WRITTEN INSTRUCTION:
Will you output all of the data below exactly, omitting the images?

GIVEN DATA:
·····

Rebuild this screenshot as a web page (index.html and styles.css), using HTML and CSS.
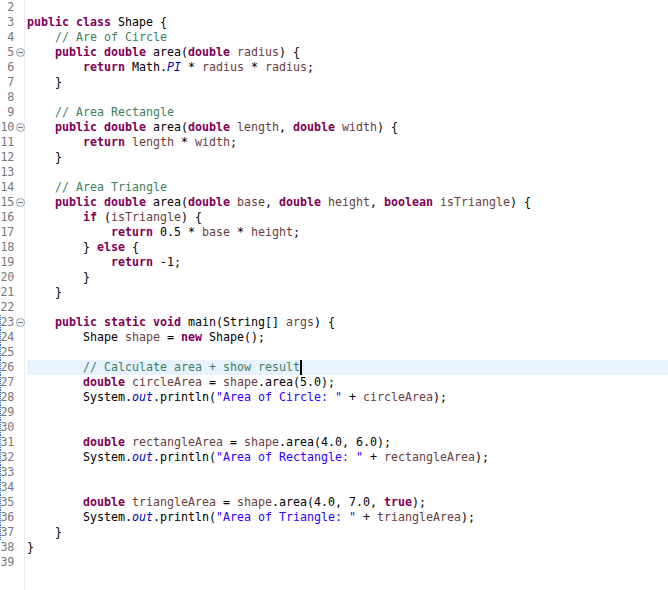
FILE: index.html
```html
<!DOCTYPE html>
<html>
<head>
<meta charset="utf-8">
<link rel="stylesheet" href="styles.css">
</head>
<body>
<div class="editor">
  <div class="gutter">
    <div class="ln"><span class="num">2</span></div>
    <div class="ln"><span class="num">3</span></div>
    <div class="ln"><span class="num">4</span></div>
    <div class="ln"><span class="num">5</span><span class="fold"></span></div>
    <div class="ln"><span class="num">6</span></div>
    <div class="ln"><span class="num">7</span></div>
    <div class="ln"><span class="num">8</span></div>
    <div class="ln"><span class="num">9</span></div>
    <div class="ln"><span class="num">10</span><span class="fold"></span></div>
    <div class="ln"><span class="num">11</span></div>
    <div class="ln"><span class="num">12</span></div>
    <div class="ln"><span class="num">13</span></div>
    <div class="ln"><span class="num">14</span></div>
    <div class="ln"><span class="num">15</span><span class="fold"></span></div>
    <div class="ln"><span class="num">16</span></div>
    <div class="ln"><span class="num">17</span></div>
    <div class="ln"><span class="num">18</span></div>
    <div class="ln"><span class="num">19</span></div>
    <div class="ln"><span class="num">20</span></div>
    <div class="ln"><span class="num">21</span></div>
    <div class="ln"><span class="num">22</span></div>
    <div class="ln chg"><span class="num">23</span><span class="fold"></span></div>
    <div class="ln chg"><span class="num">24</span></div>
    <div class="ln chg"><span class="num">25</span></div>
    <div class="ln chg"><span class="num">26</span></div>
    <div class="ln chg"><span class="num">27</span></div>
    <div class="ln chg"><span class="num">28</span></div>
    <div class="ln chg"><span class="num">29</span></div>
    <div class="ln chg"><span class="num">30</span></div>
    <div class="ln chg"><span class="num">31</span></div>
    <div class="ln chg"><span class="num">32</span></div>
    <div class="ln chg"><span class="num">33</span></div>
    <div class="ln chg"><span class="num">34</span></div>
    <div class="ln chg"><span class="num">35</span></div>
    <div class="ln chg"><span class="num">36</span></div>
    <div class="ln chg"><span class="num">37</span></div>
    <div class="ln"><span class="num">38</span></div>
    <div class="ln"><span class="num">39</span></div>
  </div>
  <div class="code">
<div class="row"> </div>
<div class="row"><span class="kw">public</span> <span class="kw">class</span> Shape {</div>
<div class="row">    <span class="cm">// Are of Circle</span></div>
<div class="row">    <span class="kw">public</span> <span class="kw">double</span> area(<span class="kw">double</span> <span class="v">radius</span>) {</div>
<div class="row">        <span class="kw">return</span> Math.<span class="fd">PI</span> * <span class="v">radius</span> * <span class="v">radius</span>;</div>
<div class="row">    }</div>
<div class="row"> </div>
<div class="row">    <span class="cm">// Area Rectangle</span></div>
<div class="row">    <span class="kw">public</span> <span class="kw">double</span> area(<span class="kw">double</span> <span class="v">length</span>, <span class="kw">double</span> <span class="v">width</span>) {</div>
<div class="row">        <span class="kw">return</span> <span class="v">length</span> * <span class="v">width</span>;</div>
<div class="row">    }</div>
<div class="row"> </div>
<div class="row">    <span class="cm">// Area Triangle</span></div>
<div class="row">    <span class="kw">public</span> <span class="kw">double</span> area(<span class="kw">double</span> <span class="v">base</span>, <span class="kw">double</span> <span class="v">height</span>, <span class="kw">boolean</span> <span class="v">isTriangle</span>) {</div>
<div class="row">        <span class="kw">if</span> (<span class="v">isTriangle</span>) {</div>
<div class="row">            <span class="kw">return</span> 0.5 * <span class="v">base</span> * <span class="v">height</span>;</div>
<div class="row">        } <span class="kw">else</span> {</div>
<div class="row">            <span class="kw">return</span> -1;</div>
<div class="row">        }</div>
<div class="row">    }</div>
<div class="row"> </div>
<div class="row">    <span class="kw">public</span> <span class="kw">static</span> <span class="kw">void</span> main(String[] <span class="v">args</span>) {</div>
<div class="row">        Shape <span class="v">shape</span> = <span class="kw">new</span> Shape();</div>
<div class="row"> </div>
<div class="row current">        <span class="cm">// Calculate area + show result</span><span class="caret"></span></div>
<div class="row">        <span class="kw">double</span> <span class="v">circleArea</span> = <span class="v">shape</span>.area(5.0);</div>
<div class="row">        System.<span class="fd">out</span>.println(<span class="st">"Area of Circle: "</span> + <span class="v">circleArea</span>);</div>
<div class="row"> </div>
<div class="row"> </div>
<div class="row">        <span class="kw">double</span> <span class="v">rectangleArea</span> = <span class="v">shape</span>.area(4.0, 6.0);</div>
<div class="row">        System.<span class="fd">out</span>.println(<span class="st">"Area of Rectangle: "</span> + <span class="v">rectangleArea</span>);</div>
<div class="row"> </div>
<div class="row"> </div>
<div class="row">        <span class="kw">double</span> <span class="v">triangleArea</span> = <span class="v">shape</span>.area(4.0, 7.0, <span class="kw">true</span>);</div>
<div class="row">        System.<span class="fd">out</span>.println(<span class="st">"Area of Triangle: "</span> + <span class="v">triangleArea</span>);</div>
<div class="row">    }</div>
<div class="row">}</div>
<div class="row"> </div>
  </div>
</div>
</body>
</html>
```
FILE: styles.css
```css
html, body {
  margin: 0;
  padding: 0;
  background: #ffffff;
}

.editor {
  display: flex;
  width: 668px;
  height: 590px;
  overflow: hidden;
  font-family: "DejaVu Sans Mono", "Liberation Mono", monospace;
  font-size: 11.63px;
  color: #000000;
}

.gutter {
  width: 25px;
  flex: none;
  border-right: 1px solid #ececec;
  box-sizing: border-box;
  display: flex;
  flex-direction: column;
}

.ln {
  height: 15px;
  line-height: 15px;
  display: flex;
  align-items: center;
  color: #787878;
}

.ln.chg {
  background-image: linear-gradient(#2f6ed6 50%, transparent 50%);
  background-size: 1px 2px;
  background-repeat: repeat-y;
  background-position: 0 0;
}

.num {
  width: 14px;
  flex: none;
  text-align: right;
  white-space: nowrap;
  letter-spacing: -0.3px;
}

.fold {
  flex: none;
  width: 7px;
  height: 7px;
  margin-left: 2px;
  border: 1px solid #9aa3ad;
  border-radius: 50%;
  background: linear-gradient(#6f7985, #6f7985) center / 5px 1px no-repeat, #f2f4f6;
}

.code {
  flex: 1;
  margin-left: 2px;
  display: flex;
  flex-direction: column;
}

.row {
  height: 15px;
  line-height: 15px;
  white-space: pre;
}

.row.current {
  background: #e8f2fe;
}

.caret {
  display: inline-block;
  width: 2px;
  height: 15px;
  background: #000000;
  vertical-align: top;
}

.kw {
  color: #7f0055;
  font-weight: bold;
}

.cm {
  color: #3f7f5f;
}

.st {
  color: #2a00ff;
}

.fd {
  color: #0000c0;
  font-style: italic;
}

.v {
  color: #6a3e3e;
}
```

·····

THE RESULT:
Rebuild this screenshot as a web page (index.html and styles.css), using HTML and CSS.
FILE: index.html
```html
<!DOCTYPE html>
<html>
<head>
<meta charset="utf-8">
<link rel="stylesheet" href="styles.css">
</head>
<body>
<div class="editor">
  <div class="gutter">
    <div class="ln"><span class="num">2</span></div>
    <div class="ln"><span class="num">3</span></div>
    <div class="ln"><span class="num">4</span></div>
    <div class="ln"><span class="num">5</span><span class="fold"></span></div>
    <div class="ln"><span class="num">6</span></div>
    <div class="ln"><span class="num">7</span></div>
    <div class="ln"><span class="num">8</span></div>
    <div class="ln"><span class="num">9</span></div>
    <div class="ln"><span class="num">10</span><span class="fold"></span></div>
    <div class="ln"><span class="num">11</span></div>
    <div class="ln"><span class="num">12</span></div>
    <div class="ln"><span class="num">13</span></div>
    <div class="ln"><span class="num">14</span></div>
    <div class="ln"><span class="num">15</span><span class="fold"></span></div>
    <div class="ln"><span class="num">16</span></div>
    <div class="ln"><span class="num">17</span></div>
    <div class="ln"><span class="num">18</span></div>
    <div class="ln"><span class="num">19</span></div>
    <div class="ln"><span class="num">20</span></div>
    <div class="ln"><span class="num">21</span></div>
    <div class="ln"><span class="num">22</span></div>
    <div class="ln chg"><span class="num">23</span><span class="fold"></span></div>
    <div class="ln chg"><span class="num">24</span></div>
    <div class="ln chg"><span class="num">25</span></div>
    <div class="ln chg"><span class="num">26</span></div>
    <div class="ln chg"><span class="num">27</span></div>
    <div class="ln chg"><span class="num">28</span></div>
    <div class="ln chg"><span class="num">29</span></div>
    <div class="ln chg"><span class="num">30</span></div>
    <div class="ln chg"><span class="num">31</span></div>
    <div class="ln chg"><span class="num">32</span></div>
    <div class="ln chg"><span class="num">33</span></div>
    <div class="ln chg"><span class="num">34</span></div>
    <div class="ln chg"><span class="num">35</span></div>
    <div class="ln chg"><span class="num">36</span></div>
    <div class="ln chg"><span class="num">37</span></div>
    <div class="ln"><span class="num">38</span></div>
    <div class="ln"><span class="num">39</span></div>
  </div>
  <div class="code">
<div class="row"> </div>
<div class="row"><span class="kw">public</span> <span class="kw">class</span> Shape {</div>
<div class="row">    <span class="cm">// Are of Circle</span></div>
<div class="row">    <span class="kw">public</span> <span class="kw">double</span> area(<span class="kw">double</span> <span class="v">radius</span>) {</div>
<div class="row">        <span class="kw">return</span> Math.<span class="fd">PI</span> * <span class="v">radius</span> * <span class="v">radius</span>;</div>
<div class="row">    }</div>
<div class="row"> </div>
<div class="row">    <span class="cm">// Area Rectangle</span></div>
<div class="row">    <span class="kw">public</span> <span class="kw">double</span> area(<span class="kw">double</span> <span class="v">length</span>, <span class="kw">double</span> <span class="v">width</span>) {</div>
<div class="row">        <span class="kw">return</span> <span class="v">length</span> * <span class="v">width</span>;</div>
<div class="row">    }</div>
<div class="row"> </div>
<div class="row">    <span class="cm">// Area Triangle</span></div>
<div class="row">    <span class="kw">public</span> <span class="kw">double</span> area(<span class="kw">double</span> <span class="v">base</span>, <span class="kw">double</span> <span class="v">height</span>, <span class="kw">boolean</span> <span class="v">isTriangle</span>) {</div>
<div class="row">        <span class="kw">if</span> (<span class="v">isTriangle</span>) {</div>
<div class="row">            <span class="kw">return</span> 0.5 * <span class="v">base</span> * <span class="v">height</span>;</div>
<div class="row">        } <span class="kw">else</span> {</div>
<div class="row">            <span class="kw">return</span> -1;</div>
<div class="row">        }</div>
<div class="row">    }</div>
<div class="row"> </div>
<div class="row">    <span class="kw">public</span> <span class="kw">static</span> <span class="kw">void</span> main(String[] <span class="v">args</span>) {</div>
<div class="row">        Shape <span class="v">shape</span> = <span class="kw">new</span> Shape();</div>
<div class="row"> </div>
<div class="row current">        <span class="cm">// Calculate area + show result</span><span class="caret"></span></div>
<div class="row">        <span class="kw">double</span> <span class="v">circleArea</span> = <span class="v">shape</span>.area(5.0);</div>
<div class="row">        System.<span class="fd">out</span>.println(<span class="st">"Area of Circle: "</span> + <span class="v">circleArea</span>);</div>
<div class="row"> </div>
<div class="row"> </div>
<div class="row">        <span class="kw">double</span> <span class="v">rectangleArea</span> = <span class="v">shape</span>.area(4.0, 6.0);</div>
<div class="row">        System.<span class="fd">out</span>.println(<span class="st">"Area of Rectangle: "</span> + <span class="v">rectangleArea</span>);</div>
<div class="row"> </div>
<div class="row"> </div>
<div class="row">        <span class="kw">double</span> <span class="v">triangleArea</span> = <span class="v">shape</span>.area(4.0, 7.0, <span class="kw">true</span>);</div>
<div class="row">        System.<span class="fd">out</span>.println(<span class="st">"Area of Triangle: "</span> + <span class="v">triangleArea</span>);</div>
<div class="row">    }</div>
<div class="row">}</div>
<div class="row"> </div>
  </div>
</div>
</body>
</html>
```
FILE: styles.css
```css
html, body {
  margin: 0;
  padding: 0;
  background: #ffffff;
}

.editor {
  display: flex;
  width: 668px;
  height: 590px;
  overflow: hidden;
  font-family: "DejaVu Sans Mono", "Liberation Mono", monospace;
  font-size: 11.63px;
  color: #000000;
}

.gutter {
  width: 25px;
  flex: none;
  border-right: 1px solid #ececec;
  box-sizing: border-box;
  display: flex;
  flex-direction: column;
}

.ln {
  height: 15px;
  line-height: 15px;
  display: flex;
  align-items: center;
  color: #787878;
}

.ln.chg {
  background-image: linear-gradient(#2f6ed6 50%, transparent 50%);
  background-size: 1px 2px;
  background-repeat: repeat-y;
  background-position: 0 0;
}

.num {
  width: 14px;
  flex: none;
  text-align: right;
  white-space: nowrap;
  letter-spacing: -0.3px;
}

.fold {
  flex: none;
  width: 7px;
  height: 7px;
  margin-left: 2px;
  border: 1px solid #9aa3ad;
  border-radius: 50%;
  background: linear-gradient(#6f7985, #6f7985) center / 5px 1px no-repeat, #f2f4f6;
}

.code {
  flex: 1;
  margin-left: 2px;
  display: flex;
  flex-direction: column;
}

.row {
  height: 15px;
  line-height: 15px;
  white-space: pre;
}

.row.current {
  background: #e8f2fe;
}

.caret {
  display: inline-block;
  width: 2px;
  height: 15px;
  background: #000000;
  vertical-align: top;
}

.kw {
  color: #7f0055;
  font-weight: bold;
}

.cm {
  color: #3f7f5f;
}

.st {
  color: #2a00ff;
}

.fd {
  color: #0000c0;
  font-style: italic;
}

.v {
  color: #6a3e3e;
}
```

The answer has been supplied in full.